We spend the weekend at the coast working on the beach house laundry room– we paint, we lay floor, we put up blinds, we put up shelves. It rains all weekend. Freakishly huge Amazon rain forest amounts of rain. We drive home Sunday- in the rain. We get home, still raining, trying to outrun flood warnings. We’re too tired to do anything but lay on the bed and watch TV. However, Mr. Betty decides to go out to his sub-basement level music studio….annnnd….wait for it…

YES! IT’S FUCKING FLOODED!! The studio is full of water, power is out, sump pump is SILENT. SHIIIIIIIIIIIIT!!
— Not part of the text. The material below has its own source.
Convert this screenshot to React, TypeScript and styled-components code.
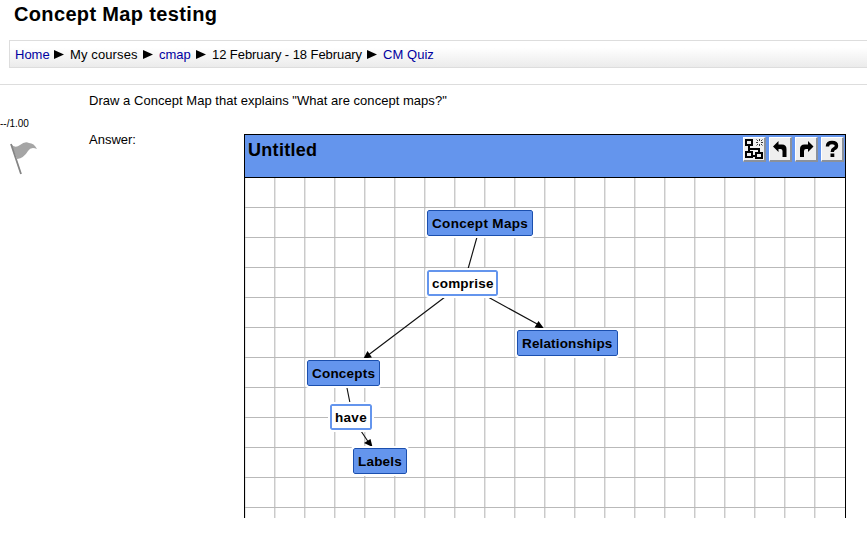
import React from "react";
import styled, { createGlobalStyle } from "styled-components";

const GlobalStyle = createGlobalStyle`
  * { box-sizing: border-box; }
  body { margin: 0; background: #fff; color: #000; overflow: hidden; font: 13px/16px "Liberation Sans", Arial, sans-serif; }
`;

const Page = styled.main`
  width: 867px;
  height: 539px;
  overflow: hidden;
`;

const Title = styled.h1`
  margin: 0;
  height: 40px;
  padding: 2px 0 0 14px;
  font-size: 20px;
  line-height: 24px;
  letter-spacing: 0.35px;
  white-space: nowrap;
`;

const Breadcrumb = styled.nav`
  display: flex;
  align-items: center;
  height: 28px;
  margin-left: 9px;
  padding: 1px 0 0 5px;
  border: 1px solid #ddd;
  border-right: 0;
  background: linear-gradient(#fff 25%, #ebebeb);
  white-space: nowrap;
`;

const Crumb = styled.span<{ $link?: boolean; $width: number; $spacing?: number }>`
  width: ${(p) => p.$width}px;
  color: ${(p) => (p.$link ? "#0000a0" : "#000")};
  letter-spacing: ${(p) => p.$spacing ?? 0}px;
`;

const Separator = styled.svg`
  width: 10px;
  height: 9px;
  margin-right: 6px;
`;

const Question = styled.section`
  display: grid;
  grid-template-columns: 89px 155px 1fr;
  margin-top: 16px;
  border-top: 1px solid #ddd;
`;

const Info = styled.aside`
  grid-column: 1;
  grid-row: 1 / 3;
  padding-top: 33px;
  font-size: 10px;
  line-height: 12px;
`;

const Grade = styled.div`
  white-space: nowrap;
`;

const Flag = styled.svg`
  display: block;
  width: 30px;
  height: 34px;
  margin: 11px 0 0 9px;
`;

const Prompt = styled.p`
  grid-column: 2 / 4;
  grid-row: 1;
  height: 49px;
  margin: 0;
  padding-top: 8px;
  letter-spacing: 0.03px;
`;

const Answer = styled.span`
  grid-column: 2;
  grid-row: 2;
  margin-top: -2px;
`;

const Editor = styled.div`
  width: 602px;
  height: 384px;
  border: 1px solid #000;
  border-bottom: 0;
`;

const EditorHeader = styled.header`
  display: flex;
  justify-content: space-between;
  height: 43px;
  padding: 2px 1px 0 3px;
  background: #6495ed;
  border-bottom: 1px solid #000;
`;

const MapTitle = styled.h2`
  margin: 3px 0 0;
  font-size: 18px;
  line-height: 20px;
  letter-spacing: 0.3px;
`;

const Toolbar = styled.div`
  display: flex;
  gap: 3px;
`;

const Tool = styled.button`
  width: 23px;
  height: 25px;
  padding: 0;
  border: 1px solid;
  border-width: 1px 2px 2px 1px;
  border-color: #fff #8b919b #8b919b #fff;
  background: #efefef;
`;

const ToolIcon = styled.svg`
  display: block;
  width: 20px;
  height: 22px;
`;

const Canvas = styled.div`
  position: relative;
  height: 340px;
  background:
    repeating-linear-gradient(to bottom, transparent 0 29px, #b9b9b9 29px 30px),
    repeating-linear-gradient(to right, #e6e6e6 0 1px, transparent 1px 29px, #cacaca 29px 30px) 0 0 / 599px 100% no-repeat,
    #fff;
`;

const Links = styled.svg`
  position: absolute;
  inset: 0;
`;

const Node = styled.div<{ $x: number; $y: number; $w: number; $link?: boolean; $spacing: number }>`
  position: absolute;
  left: ${(p) => p.$x}px;
  top: ${(p) => p.$y}px;
  width: ${(p) => p.$w}px;
  height: 26px;
  padding-left: ${(p) => (p.$link ? 3 : 4)}px;
  border: ${(p) => (p.$link ? "2px solid #6495ed" : "1px solid #1b4fae")};
  border-radius: 2px;
  outline: 2px solid #fff;
  background: ${(p) => (p.$link ? "#fff" : "#6495ed")};
  font-size: 13.5px;
  font-weight: bold;
  line-height: ${(p) => (p.$link ? 23 : 25)}px;
  letter-spacing: ${(p) => p.$spacing}px;
  white-space: nowrap;
`;

const crumbs = [
  { text: "Home", width: 39, link: true },
  { text: "My courses", width: 73, spacing: 0.12 },
  { text: "cmap", width: 37, link: true },
  { text: "12 February - 18 February", width: 155, spacing: -0.07 },
  { text: "CM Quiz", width: 60, link: true, spacing: 0.05 },
];

const nodes = [
  { text: "Concept Maps", x: 182, y: 32, w: 106, spacing: 0.32 },
  { text: "comprise", x: 182, y: 92, w: 71, link: true, spacing: 0.2 },
  { text: "Relationships", x: 272, y: 152, w: 101, spacing: 0.15 },
  { text: "Concepts", x: 62, y: 182, w: 73, spacing: 0.2 },
  { text: "have", x: 85, y: 226, w: 42, link: true, spacing: 0.3 },
  { text: "Labels", x: 108, y: 270, w: 54, spacing: 0.2 },
];

const Turn = () => (
  <path d="M3 8.500 8.500 3V6.500H12q4.500 0 4.500 4.500v8h-4v-6q0-2-2-2h-2v3Z" />
);

export default function App() {
  return (
    <Page>
      <GlobalStyle />
      <Title>Concept Map testing</Title>
      <Breadcrumb>
        {crumbs.map((c, i) => (
          <React.Fragment key={c.text}>
            {i > 0 && (
              <Separator viewBox="0 0 10 9"><path d="M0 0 10 4.500 0 9Z" /></Separator>
            )}
            <Crumb $width={c.width} $link={c.link} $spacing={c.spacing}>{c.text}</Crumb>
          </React.Fragment>
        ))}
      </Breadcrumb>
      <Question>
        <Info>
          <Grade>--/1.00</Grade>
          <Flag viewBox="0 0 30 34">
            <path d="M2 3Q6 8 11 4T20 2Q25 2 28 8Q22 5 19 10Q15 17 8 18Z" fill="#a5a5a5" />
            <path d="M2 3 12 33" stroke="#858585" strokeWidth="1.8" />
          </Flag>
        </Info>
        <Prompt>Draw a Concept Map that explains "What are concept maps?"</Prompt>
        <Answer>Answer:</Answer>
        <Editor>
          <EditorHeader>
            <MapTitle>Untitled</MapTitle>
            <Toolbar>
              <Tool aria-label="Arrange">
                <ToolIcon viewBox="0 0 20 22">
                  <path
                    d="M2 2h6v5H2zM2 14h6v5H2zM12 15h6v5h-6zM5 8v6M5 11h10v4M8 18h4"
                    fill="none"
                    stroke="#000"
                    strokeWidth="2"
                    shapeRendering="crispEdges"
                  />
                  <path
                    d="M15.500 1v2M15.500 6v2M12 4.500h2M17 4.500h2M12.500 1.500l1.500 1.500M17 6l1.500 1.500M18.500 1.500 17 3M14 6l-1.500 1.500"
                    stroke="#222"
                    strokeWidth="0.9"
                  />
                </ToolIcon>
              </Tool>
              <Tool aria-label="Undo"><ToolIcon viewBox="0 0 20 22"><Turn /></ToolIcon></Tool>
              <Tool aria-label="Redo">
                <ToolIcon viewBox="0 0 20 22"><g transform="translate(20.5 0) scale(-1 1)"><Turn /></g></ToolIcon>
              </Tool>
              <Tool aria-label="Help">
                <ToolIcon viewBox="0 0 20 22">
                  <path d="M5.500 8.500V8q0-3.500 4.500-3.500t4.500 3.300q0 1.900-2.400 3-1.800.9-1.800 3.200" fill="none" stroke="#000" strokeWidth="3.4" />
                  <path d="M8.500 15.500h3.800v3.500h-3.800z" />
                </ToolIcon>
              </Tool>
            </Toolbar>
          </EditorHeader>
          <Canvas>
            <Links width="600" height="340" viewBox="0 0 600 340">
              <g stroke="#111" strokeWidth="1.15">
                <path d="M232 59 223 91M200 119 122 178M243 119 294 147M102 210 105 225M116 253 124 265" />
              </g>
              <path d="M118.500 180.500 122.500 173 127 179.500ZM299 150.500 289.500 149.500 293.500 143ZM127.500 269 119 265 125.500 261Z" />
            </Links>
            {nodes.map((n) => (
              <Node key={n.text} $x={n.x} $y={n.y} $w={n.w} $link={n.link} $spacing={n.spacing}>{n.text}</Node>
            ))}
          </Canvas>
        </Editor>
      </Question>
    </Page>
  );
}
The carnage: Six guitars on the floor rack are soaking in 6″ of water. Amps are drowned. Rugs are floating. The love seat is swamped. The Ikea table never had a chance. And the banjo…the banjo was in it’s case lying on the floor, half under water.

So Mr. Betty, who’s distraught, horrified, and pissed off enough to tear a phone book in half, shouts: “FUCK! I NEED A SELTZER!”.*

And that’s how it’s done, ladies and gentlemen. Well played, Mr. Betty.

*He had a peach-pear La Croix, if anyone is interested.


16 thoughts on “Sober Rockstar- No, It Is Not an Oxymoron

  1. My husband is in a band, and he intends to be buried w his Strat, his Les Paul and all the others. Sadly– no banjo. He would actually cry is this happened to him. I really, really hope you guys have insurance and he can put all the pieces together. Yay for La Croix. Have you tried Gerolsteiner? Good for serious NA drinking after crisis.

    Liked by 1 person

  2. Dear God, was there a full moon or something? The stars aligned to bring disaster to all of us. You had the f-cking studio flooded and I had my feelings hurt!!! Where will this all end??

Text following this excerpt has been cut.